→ Exercise objective
Every line that holds the string "this" is to be identified and copied.

Records with interface code
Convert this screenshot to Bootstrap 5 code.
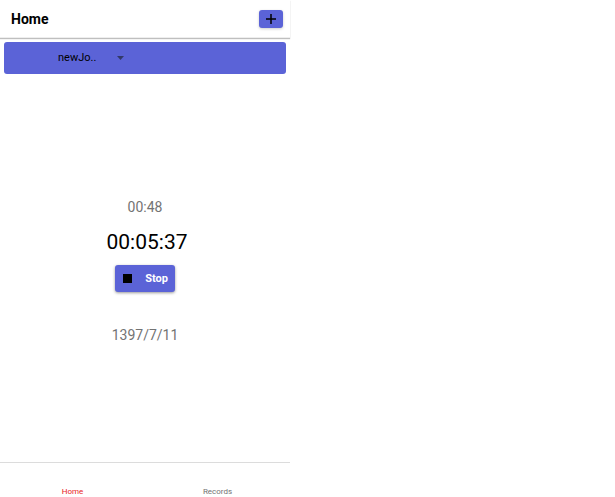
<!DOCTYPE html>
<html lang="en">
<head>
<meta charset="utf-8">
<meta name="viewport" content="width=device-width, initial-scale=1">
<title>Home</title>
<link href="https://cdn.jsdelivr.net/npm/bootstrap@5.3.0/dist/css/bootstrap.min.css" rel="stylesheet">
<style>
  body { font-family: Roboto, "Liberation Sans", sans-serif; color: #000; background: #fff; }
  .phone { max-width: 290px; }
  .topbar { padding: 0 7px 0 11px; height: 38px; border-bottom: 1px solid #eee; box-shadow: 0 1px 1px rgba(0,0,0,.25); }
  .topbar h1 { font-size: 14px; line-height: 20px; font-weight: 700; }
  .accent, .accent:hover, .accent:active { background-color: #5b63d7; color: #000; border: 0; border-radius: 3px; }
  .add-btn { width: 24px; height: 18px; box-shadow: 0 1px 3px rgba(0,0,0,.2); }
  .job-bar { margin: 4px 4px 0; padding: 0 54px; height: 32px; }
  .job-select {
    width: 74px; padding: 0; font-size: 11px; line-height: 20px; border: 0; border-radius: 0; color: #000;
    background-color: transparent; background-size: 7px 4px; background-position: right 8px center;
    background-image: url("data:image/svg+xml,%3Csvg xmlns='http://www.w3.org/2000/svg' viewBox='0 0 7 4'%3E%3Cpath d='M0 0h7L3.5 4z' fill='%23323968'/%3E%3C/svg%3E");
  }
  .muted { font-size: 14px; line-height: 20px; color: #737373; }
  .content { padding-top: 6px; }
  .elapsed { font-size: 21px; line-height: 28px; margin: 11px 0 9px; padding-left: 4px; }
  .stop-btn { width: 60px; height: 27px; padding: 0 7px 0 8px; box-shadow: 0 1px 3px rgba(0,0,0,.4); }
  .stop-btn, .stop-btn:hover { color: #fff; font-size: 11px; line-height: 16px; font-weight: 700; }
  .day { margin-top: 33px; }
  .tabs { height: 35px; border-top: 1px solid #dcdcdc; font-size: 8px; line-height: 10px; }
  .tabs a { color: #737373; }
  .tabs a.active { color: #e81c1c; }
</style>
</head>
<body>
<div class="phone w-100 min-vh-100 d-flex flex-column">
  <header class="topbar d-flex align-items-center justify-content-between">
    <h1 class="m-0">Home</h1>
    <button type="button" class="btn accent add-btn p-0 d-flex align-items-center justify-content-center" aria-label="Add job">
      <svg width="10" height="10" viewBox="0 0 10 10" aria-hidden="true"><path d="M5 0v10M0 5h10" stroke="#000" stroke-width="1.5"/></svg>
    </button>
  </header>
  <div class="accent job-bar d-flex align-items-center">
    <select class="form-select job-select" aria-label="Job"><option>newJo..</option></select>
  </div>
  <main class="content flex-grow-1 d-flex flex-column align-items-center justify-content-center">
    <div class="muted">00:48</div>
    <div class="elapsed">00:05:37</div>
    <button type="button" class="btn accent stop-btn d-flex align-items-center justify-content-between">
      <svg width="9" height="9" viewBox="0 0 9 9" aria-hidden="true"><path d="M0 0h9v9H0z" fill="#000"/></svg>
      <span>Stop</span>
    </button>
    <div class="muted day">1397/7/11</div>
  </main>
  <nav class="tabs d-flex align-items-end text-center" aria-label="Main">
    <a href="#home" class="active flex-fill w-50 text-decoration-none" aria-current="page">Home</a>
    <a href="#records" class="flex-fill w-50 text-decoration-none">Records</a>
  </nav>
</div>
<script src="https://cdn.jsdelivr.net/npm/bootstrap@5.3.0/dist/js/bootstrap.bundle.min.js"></script>
</body>
</html>
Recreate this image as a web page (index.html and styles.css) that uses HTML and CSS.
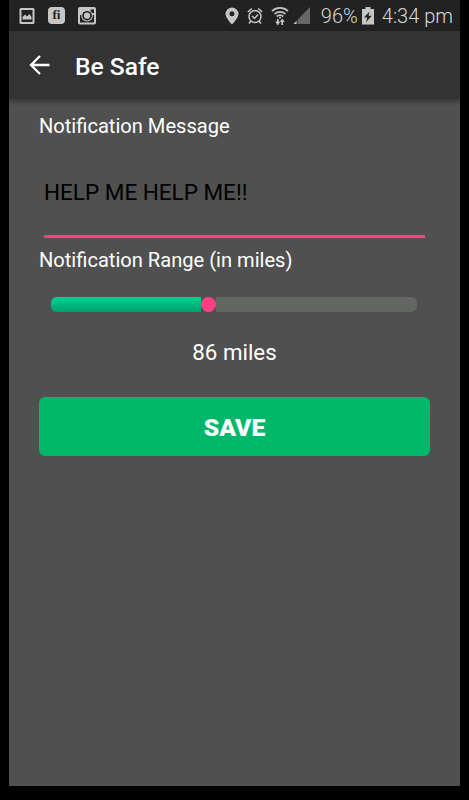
FILE: index.html
```html
<!DOCTYPE html>
<html lang="en">
<head>
    <meta charset="UTF-8">
    <meta name="viewport" content="width=device-width, initial-scale=1.0">
    <title>Be Safe</title>
    <link rel="stylesheet" href="styles.css">
</head>
<body>
    <div class="screen">
        <div class="status-bar">
            <div class="status-left">
                <svg width="16" height="18" viewBox="0 0 16 18">
                    <path fill="#c6c6c6" fill-rule="evenodd" d="M2 1h12a1.500 1.500 0 0 1 1.500 1.500v13A1.500 1.500 0 0 1 14 17H2A1.500 1.500 0 0 1 .5 15.500v-13A1.500 1.500 0 0 1 2 1zM2.500 3v12h11V3z"/>
                    <path fill="#c6c6c6" d="M3.500 12.500V10l2.500-2.500 2 2 2.500-2.500 2 3v2.500z"/>
                </svg>
                <span class="fi">fi</span>
                <svg width="18" height="18" viewBox="0 0 18 18">
                    <rect x="0" y="0" width="18" height="17.500" rx="2" fill="#c6c6c6"/>
                    <path fill="#222" d="M12.500 2.500H16V6h-3.500zM2 8h2.500v4.500h9V8H16v7.500H2z"/>
                    <circle cx="9" cy="8.700" r="5.800" fill="#c6c6c6"/>
                    <circle cx="9" cy="8.700" r="4.800" fill="#222"/>
                    <circle cx="9" cy="8.700" r="3.100" fill="#c6c6c6"/>
                </svg>
            </div>
            <div class="status-right">
                <svg class="pin" width="14" height="18" viewBox="0 0 14 18">
                    <path fill="#c6c6c6" fill-rule="evenodd" d="M7 .5a6.500 6.500 0 0 1 6.500 6.500C13.500 11 7 17.500 7 17.500S.5 11 .5 7A6.500 6.500 0 0 1 7 .5zM7 4.300a2.500 2.500 0 1 0 0 5 2.500 2.500 0 0 0 0-5z"/>
                </svg>
                <svg class="alarm" width="16" height="18" viewBox="0 0 16 18" fill="none" stroke="#c6c6c6" stroke-width="1.500">
                    <circle cx="8" cy="9.500" r="6"/>
                    <path d="M5 9l2.500 2.500L11 7.500M.8 5L4.800 1.500M15.200 5l-4-3.500M3.800 14l-1.800 2.500M12.200 14l1.800 2.500"/>
                </svg>
                <svg class="wifi" width="18" height="20" viewBox="0 0 18 20">
                    <g fill="none" stroke="#c6c6c6" stroke-width="1.700">
                        <path d="M1 5.200a11.500 11.500 0 0 1 16 0M3.500 8a8 8 0 0 1 11 0M5.800 10.500a4.800 4.800 0 0 1 6.400 0"/>
                        <path d="M6.800 13v4M11.200 19v-4"/>
                    </g>
                    <path fill="#c6c6c6" d="M4.300 15.500h5L6.800 19.500zM8.800 16h5L11.200 12.500zM9 10.500l1.200 1.200L9 13l-1.200-1.300z"/>
                </svg>
                <svg class="signal" width="17" height="18" viewBox="0 0 17 18">
                    <path fill="#666" d="M17 0v17H.5z"/>
                    <path fill="#222" d="M4.500 12v5H3.500v-4z"/>
                    <path fill="#c6c6c6" d="M3.500 14v3H.5z"/>
                </svg>
                <span class="percent">96%</span>
                <svg class="battery" width="12" height="18" viewBox="0 0 12 18">
                    <path fill="#c6c6c6" d="M3.500 0h5v2H12v15.500H0V2h3.500z"/>
                    <path fill="#222" d="M7.500 4.500L2 10.500h3.300L4 15.300l5.800-6.600H6.500z"/>
                </svg>
                <span class="time">4:34 pm</span>
            </div>
        </div>
        <header class="app-bar">
            <svg width="21" height="20" viewBox="0 0 21 20" fill="none" stroke="#fff" stroke-width="2.300">
                <path d="M20.500 10H2M11 1L2 10l9 9"/>
            </svg>
            <h1>Be Safe</h1>
        </header>
        <main class="content">
            <label class="label">Notification Message</label>
            <div class="message">HELP ME HELP ME!!</div>
            <label class="label range-label">Notification Range (in miles)</label>
            <div class="slider">
                <div class="slider-fill"></div>
                <div class="slider-gap">
                    <div class="slider-thumb"></div>
                </div>
            </div>
            <p class="miles">86 miles</p>
            <button type="button" class="save">SAVE</button>
        </main>
    </div>
</body>
</html>
```
FILE: styles.css
```css
* {
    margin: 0;
    padding: 0;
    box-sizing: border-box;
    font-family: Roboto, "Liberation Sans", sans-serif;
}
body {
    background: #000;
}
.screen {
    width: 451px;
    height: 786px;
    margin-left: 9px;
    background: #505050;
    overflow: hidden;
}
.status-bar {
    height: 31px;
    padding: 0 7px 0 10px;
    background: #222;
    color: #d8d8d8;
    display: flex;
    justify-content: space-between;
    align-items: center;
}
.status-left {
    display: flex;
    align-items: center;
    gap: 13px;
}
.fi {
    width: 17px;
    height: 17px;
    border-radius: 4px;
    background: #c6c6c6;
    color: #222;
    font-family: "Liberation Serif", serif;
    font-size: 13px;
    font-weight: bold;
    line-height: 16px;
    text-align: center;
}
.status-right {
    display: flex;
    align-items: center;
}
.alarm {
    margin-left: 8px;
}
.wifi {
    margin-left: 8px;
}
.signal {
    margin-left: 4px;
}
.percent {
    margin-left: 11px;
    font-size: 20px;
    font-weight: 300;
}
.battery {
    margin-left: 4px;
}
.time {
    margin-left: 8px;
    font-size: 20px;
    font-weight: 300;
}
.app-bar {
    height: 68px;
    padding-left: 20px;
    background: #333;
    color: #fff;
    display: flex;
    align-items: center;
    gap: 25px;
    box-shadow: 0 2px 6px rgba(0, 0, 0, 0.4);
}
.app-bar h1 {
    padding-top: 2px;
    font-size: 24.6px;
    font-weight: 500;
}
.content {
    padding: 14px 30px 0;
    color: #fff;
}
.label {
    display: block;
    font-size: 20.1px;
    line-height: 26px;
}
.message {
    height: 99px;
    margin: 0 5px;
    padding-top: 38px;
    border-bottom: 3px solid #ff4081;
    color: #000;
    font-size: 22.5px;
    line-height: 30px;
}
.range-label {
    margin-top: 9px;
}
.slider {
    display: flex;
    height: 15px;
    margin: 24px 13px 0 12px;
    border-radius: 6px;
    background: #646663;
    overflow: hidden;
}
.slider-fill {
    width: 150px;
    background: linear-gradient(#00d492, #009e6c);
}
.slider-gap {
    width: 15px;
    background: #505050;
}
.slider-thumb {
    width: 15px;
    height: 15px;
    border-radius: 50%;
    background: #ff4081;
}
.miles {
    margin-top: 25px;
    font-size: 22.3px;
    line-height: 30px;
    text-align: center;
}
.save {
    display: block;
    width: 100%;
    height: 59px;
    margin-top: 30px;
    padding-top: 2px;
    border: none;
    border-radius: 6px;
    background: #00b76a;
    color: #fff;
    font-size: 24.8px;
    font-weight: 900;
}
```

→ Written solution
Convert this screenshot to Bootstrap 5 code.
Recreate this image as a web page (index.html and styles.css) that uses HTML and CSS.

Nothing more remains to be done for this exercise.